Column: Google wows the crowd

Here’s a column I posted at globeandmail.com on Google’s quarterly results:

“First things first: Anyone who wishes they had bought even a few shares of Google when it went public a little over a year ago, at the now bargain-basement price of $87 (U.S.), raise your hand — the one you’re not slapping yourself silly with, that is.
Plenty of people (including yours truly, if you must know) scoffed at the idea that Google’s stock would take off like a rocket after its IPO. Some analysts at the time were projecting a stock value of $145 a share and a total market capitalization for the company of $25-billion. Dream on, others said (including yours truly).
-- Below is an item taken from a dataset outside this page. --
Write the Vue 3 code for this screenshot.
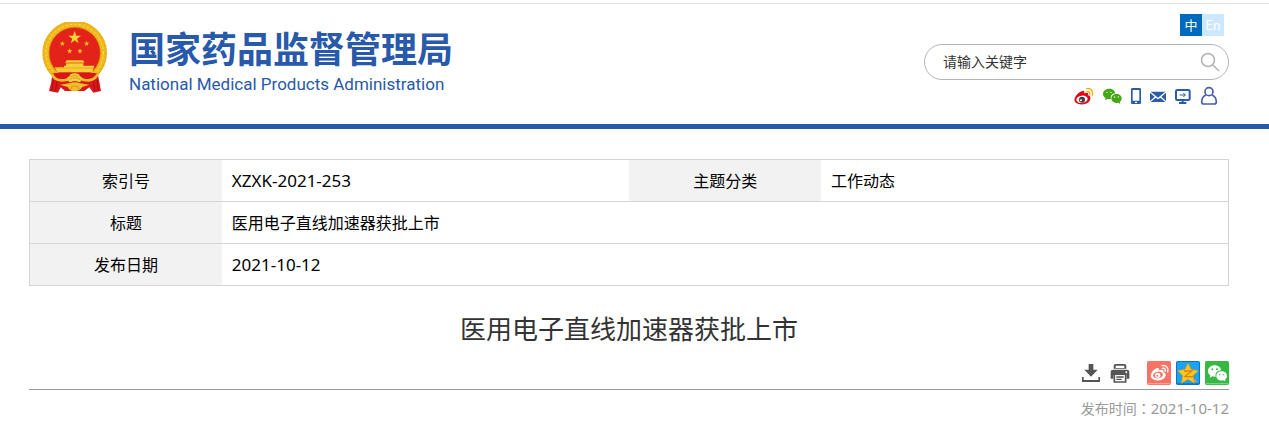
<script setup>
import { ref } from 'vue'

const keyword = ref('')
const lang = ref('zh')

const info = {
  index: 'XZXK-2021-253',
  category: '工作动态',
  title: '医用电子直线加速器获批上市',
  date: '2021-10-12'
}

const printPage = () => window.print()
</script>

<template>
  <div class="page">
    <header class="header">
      <a class="brand" href="#">
        <svg class="emblem" viewBox="33 33 201 216" aria-hidden="true">
          <circle cx="134" cy="126" r="87" fill="#e32219" stroke="#edb91d" stroke-width="20" />
          <circle cx="134" cy="126" r="94" fill="none" stroke="#d9950f" stroke-width="2" stroke-dasharray="5 7" />
          <circle cx="134" cy="126" r="86" fill="none" stroke="#ffe04b" stroke-width="3" stroke-dasharray="7 6" />
          <circle cx="134" cy="126" r="77" fill="none" stroke="#d8860c" stroke-width="2" />
          <path d="M134 60 L139 74 L153 74 L141 83 L146 97 L134 88 L122 97 L127 83 L115 74 L129 74 Z" fill="#fbd52e" />
          <path d="M97 89l2 6h6l-5 4 2 6-5-4-5 4 2-6-5-4h6z M170 89l2 6h6l-5 4 2 6-5-4-5 4 2-6-5-4h6z M119 112l2 6h6l-5 4 2 6-5-4-5 4 2-6-5-4h6z M150 112l2 6h6l-5 4 2 6-5-4-5 4 2-6-5-4h6z" fill="#f7c92a" />
          <path d="M110 148 H159 L163 155 H105 Z M108 157 H160 V164 H193 L187 184 H82 L74 169 H102 V164 H108 Z" fill="#f8cf36" />
          <path d="M108 156 H161 M78 171 H190" stroke="#db941c" stroke-width="2" />
          <!-- ribbons and knot -->
          <path d="M67 188 L74 186 H195 L203 188 L208 212 L213 240 L190 245 L178 229 L163 240 H105 L92 229 L84 245 L57 240 L64 212 Z" fill="#d9171b" />
          <path d="M70 206 L66 240 M80 212 L77 240 M201 206 L205 240 M191 212 L194 240" stroke="#a90f14" stroke-width="3" fill="none" />
          <path d="M66 190 Q74 208 94 208 Q112 208 120 202 Q134 192 150 202 Q158 208 176 208 Q194 206 203 190" fill="none" stroke="#f2bf2a" stroke-width="8" />
          <path d="M112 199 Q120 197 121 190 Q134 184 147 190 Q148 197 156 199 L151 214 L134 210 L117 214 Z" fill="#f6d03c" />
          <path d="M122 198 Q134 188 146 198 M118 206 Q134 194 151 206" stroke="#cf8313" stroke-width="2" fill="none" />
          <path d="M90 221 L117 217 Q134 210 151 217 L178 221 L157 228 Q150 240 134 241 Q118 240 113 228 Z" fill="#f0be2c" />
          <path d="M121 236 Q122 225 134 225 Q146 225 147 236" stroke="#cf8313" stroke-width="2" fill="none" />
        </svg>
        <span class="brand-text">
          <span class="brand-cn">国家药品监督管理局</span>
          <span class="brand-en">National Medical Products Administration</span>
        </span>
      </a>

      <div class="tools">
        <div class="lang">
          <button type="button" :class="{ active: lang === 'zh' }" @click="lang = 'zh'">中</button>
          <button type="button" :class="{ active: lang === 'en' }" @click="lang = 'en'">En</button>
        </div>
        <form class="search" @submit.prevent>
          <input v-model="keyword" type="text" placeholder="请输入关键字" aria-label="请输入关键字" />
          <button type="submit" aria-label="搜索">
            <svg width="20" height="20" viewBox="0 0 40 40" fill="none" stroke="#b3b3b3" stroke-width="3">
              <circle cx="16" cy="16" r="13" />
              <path d="M26 26 L38 38" />
            </svg>
          </button>
        </form>
        <nav class="links">
          <a href="#" aria-label="微博">
            <svg width="20" height="20" viewBox="24 12 60 60">
              <path d="M50 28 C56 24 60 28 57 34 C66 30 71 32 69 39 C77 42 78 49 74 56 C67 69 43 70 34 63 C25 57 28 47 35 39 C40 33 46 29 50 28 Z" fill="#e60012" />
              <ellipse cx="51" cy="52" rx="17" ry="11" transform="rotate(-8 51 52)" fill="#fff" />
              <circle cx="51" cy="53" r="9" fill="#3e3a39" />
              <circle cx="48" cy="55" r="3" fill="#fff" />
              <path d="M65 20 C77 17 86 27 82 39 M66 29 C72 27 76 31 74 37" fill="none" stroke="#f5ab00" stroke-width="4" stroke-linecap="round" />
            </svg>
          </a>
          <a href="#" aria-label="微信">
            <svg width="20" height="20" viewBox="111 12 60 60">
              <path d="M132 20 C143 20 150 26 151 34 C141 35 135 42 138 51 C135 52 131 51 128 51 L120 55 L122 48 C117 45 114 41 114 36 C114 27 122 20 132 20 Z" fill="#45a616" />
              <path d="M154 36 C164 36 170 42 170 49 C170 54 168 57 164 60 L166 66 L159 62 C148 65 139 58 139 49 C139 42 145 36 154 36 Z" fill="#45a616" />
              <g fill="#fff">
                <circle cx="126" cy="31" r="2" />
                <circle cx="138" cy="31" r="2" />
                <circle cx="149" cy="45" r="2" />
                <circle cx="160" cy="45" r="2" />
              </g>
            </svg>
          </a>
          <a href="#" aria-label="手机版">
            <svg width="10" height="20" viewBox="198 12 30 60">
              <path fill-rule="evenodd" d="M202 18 H224 Q228 18 228 22 V62 Q228 66 224 66 H202 Q198 66 198 62 V22 Q198 18 202 18 Z M203 24 V56 H223 V24 Z M210 59 V63 H216 V59 Z" fill="#2a5caa" />
            </svg>
          </a>
          <a href="#" aria-label="邮箱">
            <svg width="16" height="20" viewBox="255 12 48 60">
              <path d="M257 29 H301 L279 47 Z M255 32 L269 44 L255 57 Z M303 32 L289 44 L303 57 Z M257 60 L272 47 L279 52 L286 47 L301 60 Z" fill="#2a5caa" />
            </svg>
          </a>
          <a href="#" aria-label="电脑版">
            <svg width="16" height="20" viewBox="330 12 48 60" fill="none" stroke="#2a5caa" stroke-width="6">
              <rect x="333" y="24" width="41" height="30" rx="4" />
              <path d="M353 54 V60 M342 63 H364" />
              <path d="M344 39 H361 M355 33 L361 39 L355 45" stroke-width="3" />
            </svg>
          </a>
          <a href="#" aria-label="个人中心">
            <svg width="18" height="20" viewBox="405 12 54 60" fill="none" stroke="#4560ac" stroke-width="5">
              <circle cx="432" cy="29" r="12" />
              <path d="M423 38 C413 43 410 51 410 60 Q410 66 416 66 H448 Q454 66 454 60 C454 51 451 43 441 38" />
            </svg>
          </a>
        </nav>
      </div>
    </header>

    <main class="content">
      <table class="info">
        <tbody>
          <tr>
            <th scope="row">索引号</th>
            <td class="num">{{ info.index }}</td>
            <th scope="row">主题分类</th>
            <td>{{ info.category }}</td>
          </tr>
          <tr>
            <th scope="row">标题</th>
            <td colspan="3">{{ info.title }}</td>
          </tr>
          <tr>
            <th scope="row">发布日期</th>
            <td class="num" colspan="3">{{ info.date }}</td>
          </tr>
        </tbody>
      </table>

      <h1>{{ info.title }}</h1>

      <div class="actions">
        <a class="action" href="#" aria-label="下载">
          <svg width="20" height="20" viewBox="0 0 60 60" fill="#555">
            <path d="M23 3 H37 V20 H50 L30 41 L10 20 H23 Z M3 42 H8 V51 H52 V42 H57 V57 H3 Z" />
          </svg>
        </a>
        <button class="action" type="button" aria-label="打印" @click="printPage">
          <svg width="20" height="20" viewBox="0 0 60 60">
            <path fill-rule="evenodd" d="M17 3 H43 Q49 3 49 9 V17 H11 V9 Q11 3 17 3 Z M17 8 V15 H43 V8 Z" fill="#555" />
            <path d="M9 20 H51 Q58 20 58 27 V47 H50 V36 H10 V47 H2 V27 Q2 20 9 20 Z" fill="#555" />
            <path d="M13 36 V57 H47 V36" fill="#fff" stroke="#555" stroke-width="5" />
            <path d="M19 42 H41 M19 49 H35" stroke="#555" stroke-width="4" />
            <circle cx="49" cy="28" r="3" fill="#fff" />
          </svg>
        </button>
        <a class="share share-first" href="#" aria-label="分享到微博">
          <svg width="24" height="24" viewBox="0 0 72 72">
            <rect width="72" height="72" rx="5" fill="#f67466" />
            <path d="M2 68 H70" stroke="#fbaaa1" stroke-width="3" />
            <path d="M28 22 C35 19 38 23 36 28 C46 24 52 27 49 34 C58 37 58 44 53 50 C43 61 21 60 14 52 C6 42 18 26 28 22 Z" fill="#fff" />
            <ellipse cx="33" cy="42" rx="15" ry="10" transform="rotate(-8 33 42)" fill="#f67466" />
            <circle cx="32" cy="43" r="8" fill="#fff" />
            <circle cx="31" cy="44" r="3" fill="#f67466" />
            <path d="M45 14 C57 11 66 21 62 33 M46 22 C53 20 57 25 54 31" fill="none" stroke="#fff" stroke-width="4" stroke-linecap="round" />
          </svg>
        </a>
        <a class="share" href="#" aria-label="分享到QQ空间">
          <svg width="24" height="24" viewBox="0 0 72 72">
            <rect width="72" height="72" rx="5" fill="#0c72c8" />
            <rect x="3" y="3" width="66" height="64" rx="3" fill="#18a4f4" />
            <path d="M36 6 L45 25 L67 29 L51 44 L56 67 L36 55 L16 67 L20 44 L5 29 L27 25 Z" fill="#fcc81b" stroke="#d99517" stroke-width="2" />
            <path d="M24 30 H48 L27 46 Q40 49 51 46" fill="none" stroke="#df7d16" stroke-width="4" />
            <path d="M57 53 L64 65 L54 60 Z" fill="#f3962b" />
          </svg>
        </a>
        <a class="share" href="#" aria-label="分享到微信">
          <svg width="24" height="24" viewBox="0 0 72 72">
            <rect width="72" height="72" rx="5" fill="#36b943" />
            <path d="M2 68 H70" stroke="#86d88d" stroke-width="3" />
            <path d="M29 13 C40 13 48 20 48 28 C36 29 30 36 32 47 C29 48 25 47 22 46 L14 50 L16 43 C11 40 9 35 9 30 C9 21 18 13 29 13 Z" fill="#fff" />
            <path d="M49 31 C59 31 66 37 66 45 C66 49 64 53 60 56 L62 61 L55 58 C43 61 34 54 34 45 C34 37 41 31 49 31 Z" fill="#fff" />
            <g fill="#36b943">
              <circle cx="22" cy="25" r="3" />
              <circle cx="36" cy="25" r="3" />
              <circle cx="44" cy="41" r="2" />
              <circle cx="55" cy="41" r="2" />
            </g>
          </svg>
        </a>
      </div>

      <p class="published">发布时间<span class="colon">：</span><span class="num">{{ info.date }}</span></p>
    </main>
  </div>
</template>

<style>
body {
  background: #fff;
}
</style>

<style scoped>
.page {
  padding-top: 3px;
  font-family: "Noto Sans CJK SC", sans-serif;
  color: #000;
}

.page svg {
  display: block;
}

button,
input {
  padding: 0;
  border: 0;
  background: none;
  font-family: inherit;
}

button {
  cursor: pointer;
}

.header {
  display: flex;
  justify-content: space-between;
  align-items: flex-start;
  padding: 10px 40px 18px 41px;
  border-top: 1px solid #ddd;
  border-bottom: 5px solid #2859aa;
}

.brand {
  display: flex;
  gap: 21px;
  padding-top: 8px;
  color: #2859aa;
  text-decoration: none;
}

.emblem {
  width: 67px;
  height: 72px;
}

.brand-text {
  display: flex;
  flex-direction: column;
}

.brand-cn {
  font-size: 36px;
  font-weight: 700;
  line-height: 50px;
}

.brand-en {
  font-family: Roboto, sans-serif;
  font-size: 17px;
  line-height: 24px;
}

.tools {
  display: flex;
  flex-direction: column;
  align-items: flex-end;
}

.lang {
  display: flex;
  margin-right: 5px;
}

.lang button {
  width: 22px;
  height: 22px;
  background: #cce8ff;
  color: #fff;
  font-size: 13px;
  line-height: 20px;
}

.lang button.active {
  background: #006bbd;
}

.search {
  display: flex;
  align-items: center;
  box-sizing: border-box;
  width: 305px;
  height: 36px;
  margin-top: 8px;
  padding: 0 8px 0 18px;
  border: 1px solid #b3b3b3;
  border-radius: 18px;
}

.search input {
  flex: 1;
  min-width: 0;
  padding-bottom: 2px;
  outline: none;
  color: #333;
  font-size: 14px;
  line-height: 20px;
}

.search input::placeholder {
  color: #333;
  opacity: 1;
}

.links {
  display: flex;
  gap: 9px;
  margin: 6px 11px 0 0;
}

.links svg {
  overflow: visible;
}

.content {
  padding: 30px 40px 6px 29px;
}

.info {
  width: 100%;
  border: 1px solid #d5d5d5;
  border-collapse: collapse;
  table-layout: fixed;
  font-size: 16px;
  line-height: 24px;
}

.info tr {
  border-bottom: 1px solid #d5d5d5;
}

.info th,
.info td {
  height: 39px;
  padding: 0 0 2px;
}

.info th {
  width: 16%;
  background: #f2f2f2;
  font-weight: 400;
}

.info td {
  padding-left: 10px;
}

.num {
  font-family: "Noto Sans", sans-serif;
}

.info .num {
  height: 41px;
  padding-bottom: 0;
  font-size: 17px;
}

h1 {
  margin: 23px 0 14px;
  color: #333;
  font-size: 26px;
  font-weight: 400;
  line-height: 38px;
  text-align: center;
}

.actions {
  display: flex;
  align-items: center;
  justify-content: flex-end;
  gap: 5px;
  padding-bottom: 4px;
  border-bottom: 1px solid #999;
}

.action {
  margin-right: 4px;
}

.share-first {
  margin-left: 8px;
}

.published {
  margin: 8px 0 0;
  color: #999;
  font-size: 14px;
  line-height: 20px;
  text-align: right;
}

.published .colon {
  font-family: "Noto Sans CJK TC", sans-serif;
}

.published .num {
  font-size: 15px;
}
</style>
And where is Google now? Closing in on $350 per share, which would give the company a market value of almost $100-billion — just shy of Coca-Cola and a little behind networking giant Cisco Systems. Shares of Google jumped more than 12 per cent on Friday, after the company announced its quarterly results, results that blew the doors off most estimates.

Of course, one of the complicating factors when it comes to valuing Google is that the search company doesn’t provide a whole lot of information about its business, and doesn’t give forecasts for upcoming quarters, the way most companies do. For the time being at least, that is playing in Google’s favour, allowing it to obliterate even the most positive forecast from Wall Street analysts. Among other things, the search leader seems to be changing a lot of peoples’ minds about the wisdom of a totally advertising-driven business model, and the growth in demand for Internet search-based advertising in particular, and it is growing much faster than the rest of the industry.

Can Google continue this barn-burning growth rate? Perhaps. Clearly, the skepticism that some (including yours truly) felt about such a possibility last year was misplaced.

It’s worth remembering, however, that eBay was also growing at double-digit rates every quarter not that long ago, and now the on-line auctioneer — whose share price has fallen by more than 30 per cent over the past year — is searching for new ways to boost growth to the kind of levels that investors have come to expect. It seems there’s nothing quite so disappointing as a former superstar.

In what is typically not a great quarter for advertising-related companies, Google’s revenue more than doubled to $1.6-billion from the same quarter a year earlier. As with other search engines (such as Yahoo) that get their traffic from a variety of partners, some of that overall revenue figure is made up of “traffic acquisition costs,” which represent the fees that are paid to those search partners, such as America Online, whose search is powered by Google. In the latest period, those costs accounted for about 34 per cent of Google’s revenue, or $530-million.

Even if you exclude those costs, Google’s internally-generated revenue was $885 million, more than twice what the company made a year earlier. In keeping with its previously stated goal to avoid catering to the stock market’s desire for comparative numbers, Google didn’t give the year-earlier figures in its news release — for those, you had to go to the SEC filings from last year. Revenue from Google’s AdSense network, which produces relevant text ads for other websites, rose by 7 per cent over the previous quarter to $630-million, and was higher by about 60 per cent from the same quarter a year earlier.

Several brokerage firms — including RBC Capital and Lehman Brothers — boosted their price targets for the stock to $450. The company’s revenue growth “blows away any reasonable expectations,” said Mark Rohan of RBC Capital Markets. While some people “may view Google’s nearly $100 billion market capitalization as rich, we believe otherwise,” he said in a research note. “Our view is that Google is still a relatively inexpensive stock, and that shares are headed higher.”

To see it as inexpensive at these levels requires some pretty heavy-duty forecasts for future growth, however. Media Metrics Equity Research (which rates the stock a “hold”) said it is concerned that Google’s expenses are rising, margins are falling, and the stock’s multiple is far too high. The firm says the “current risk-reward ratio of owning Google shares is not compelling, in our view” because the stock is assuming that Google’s cash flow will grow at close to 20 per cent a year, compounded annually, for the next 15 years — something no traditional media company has ever done during the past 40 years.

Some analysts, however, say Google is not only the dominant player in search-related advertising, but that its lead is increasing. Susquehanna Research says Google is actually “widening the gap over competitive efforts.” While Overture — which pioneered search-related advertising and was bought by Yahoo — is growing at 7 per cent per quarter, Google grew by 20 per cent. Why? Susquehanna says a combination of market share gains, improved ad quality and pricing, and more revenue from Google-owned sites rather than partners such as Ask Jeeves.

JMP Securities said the company has managed to “significantly outpace the rest of the search industry in terms of revenue per search.” According to JMP, Google generates more than twice as much revenue per search as Yahoo, its closest competitor. The brokerage firm said it sees Google having increasing success in convincing Fortune 500 companies to move advertising spending to the Internet, and based on the company’s projected free cash flow growth over the next several years, JMP says Google should be worth somewhere in the range of $380.

Will Google’s incredible growth begin to slow down at some point? Obviously it will, just as eBay’s has — but not any time soon, as far as anyone can tell. Could all the analysts who are singing its praises be wrong? Obviously they could — but not as wrong as yours truly was about a year ago.”